PalmB21. Isaiah 50:4-7. I have been given to understand that this excerpt from Isaiah is a selection from what are called the “Servant-of-the Lord” or Suffering Servant oracles. Their purpose was to call the Hebrews enslaved in Babylonia to maintain a firm resolve and confidence in the Lord despite the abuses that they were suffering. The Hebrews were living in a situation where they were subject to great humiliation and degradation. This reading is given to us this Palm Sunday when the Passion of Jesus is read to invite us see Jesus as the Suffering Servant of the Father, as one called by his Father to endure his suffering and humiliation with a deep resolve and faith because in the end the victory would belong to God.
Mark 14:1-15:47. This gospel reading is titled as the Passion of the Lord. The word ‘Passion’ here is to be understood as to what had been done to the Jesus by others. It is the noun that refers to the passive voice in grammar where the action is done by others to Jesus. He was viciously humiliated, tortured and killed and yet maintained his resolve to fulfill his Father‘s will for him. Jesus had surrendered himself to be the sacrifice that would redeem the human race from our sins: past, present and future. His self-sacrifice or submitting himself to the Passion satisfied the debt we had accumulated and will accumulate by our sins. 1 John 4:10 reads: “In this is love: not that we have loved God, but that he loved us and sent his Son as expiation for our sins.” The Old Testament Law required a continuous line of sacrificing animals or offering up cereal offerings. With Jesus’ Passion all that was done away with once and for all. (Hebrews 10:1-10)

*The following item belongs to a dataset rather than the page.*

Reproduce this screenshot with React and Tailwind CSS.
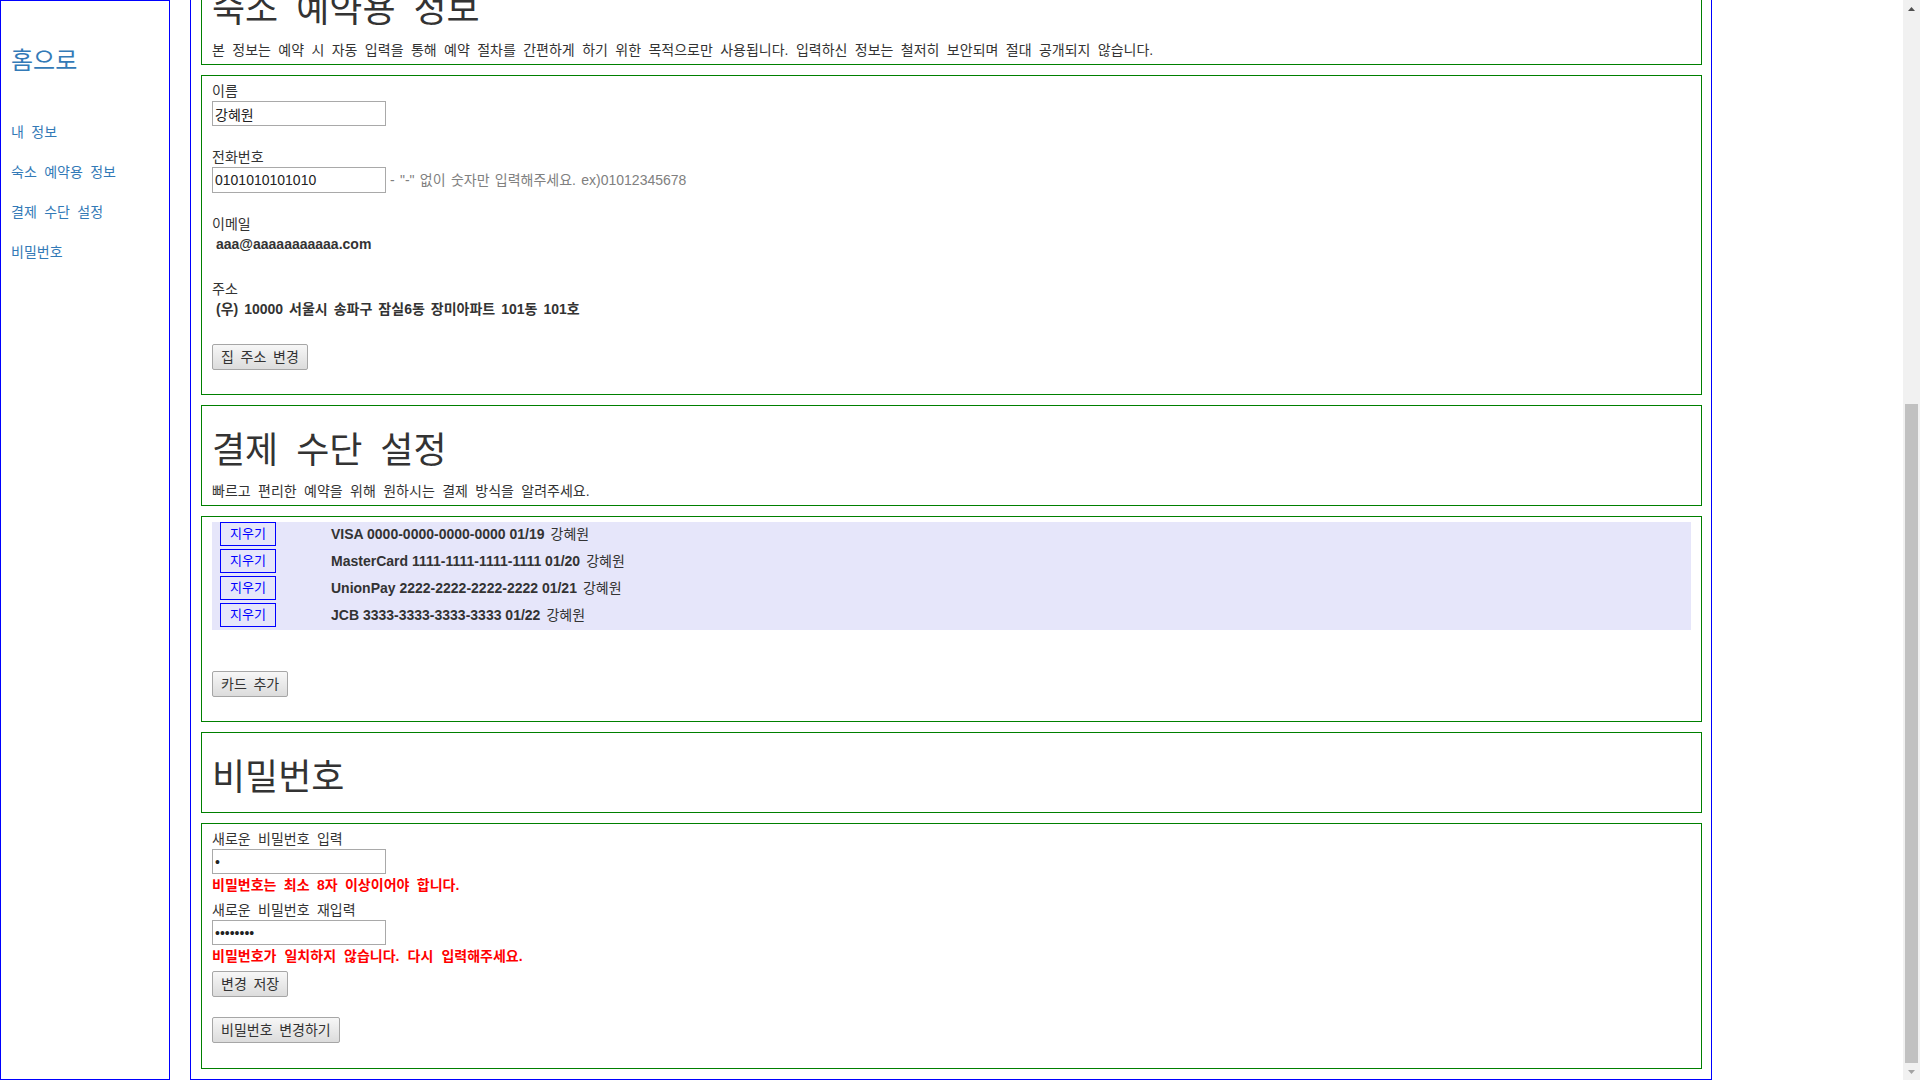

Love means many things in this world; however, for the followers of Christ, the crucifix is our definition of love. Jesus went to Gethsemane with Peter, James and John. He “began to be troubled and distressed. Then he said to them, ‘My soul is sorrowful even to death.’” Realizing the horror he was about to undergo, he was so extremely distraught that he thought he was going to die then. Jesus “prayed that if it were possible the hour might pass by him; he said, ’Abba, Father, all things are possible to you. Take this cup away from me, but not what I will but what you will.’” The savagery of Jesus’ passion was real but so was his love for his Father and what his Father wanted of him. The whole purpose of divinity taking on human presence in this world was to accomplish our redemption because of God’s love for us. True love demands doing whatever it takes to be loving. The old saying is that freedom isn’t free. True love, more often than not, demands sacrifice, giving up what we want for ourselves so that others might have what they need. John 3:16 says, “For God so loved the world that he gave his only Son, so that everyone who believes in him might not perish but might have eternal life.”
Philippians 2:6-11. Jesus humbled himself by rejecting any heavenly exemption from deprivation or suffering, “becoming obedient to the point of death, even death on a cross.” The love for us given to Jesus in his humanity by his divine Father enabled him to endure the horrific humiliation on his way to the cross and the cross itself. “Because of this, God greatly exalted him” and so we adore him and worship him confessing “that Jesus Christ is Lord, to the glory of God the Father.”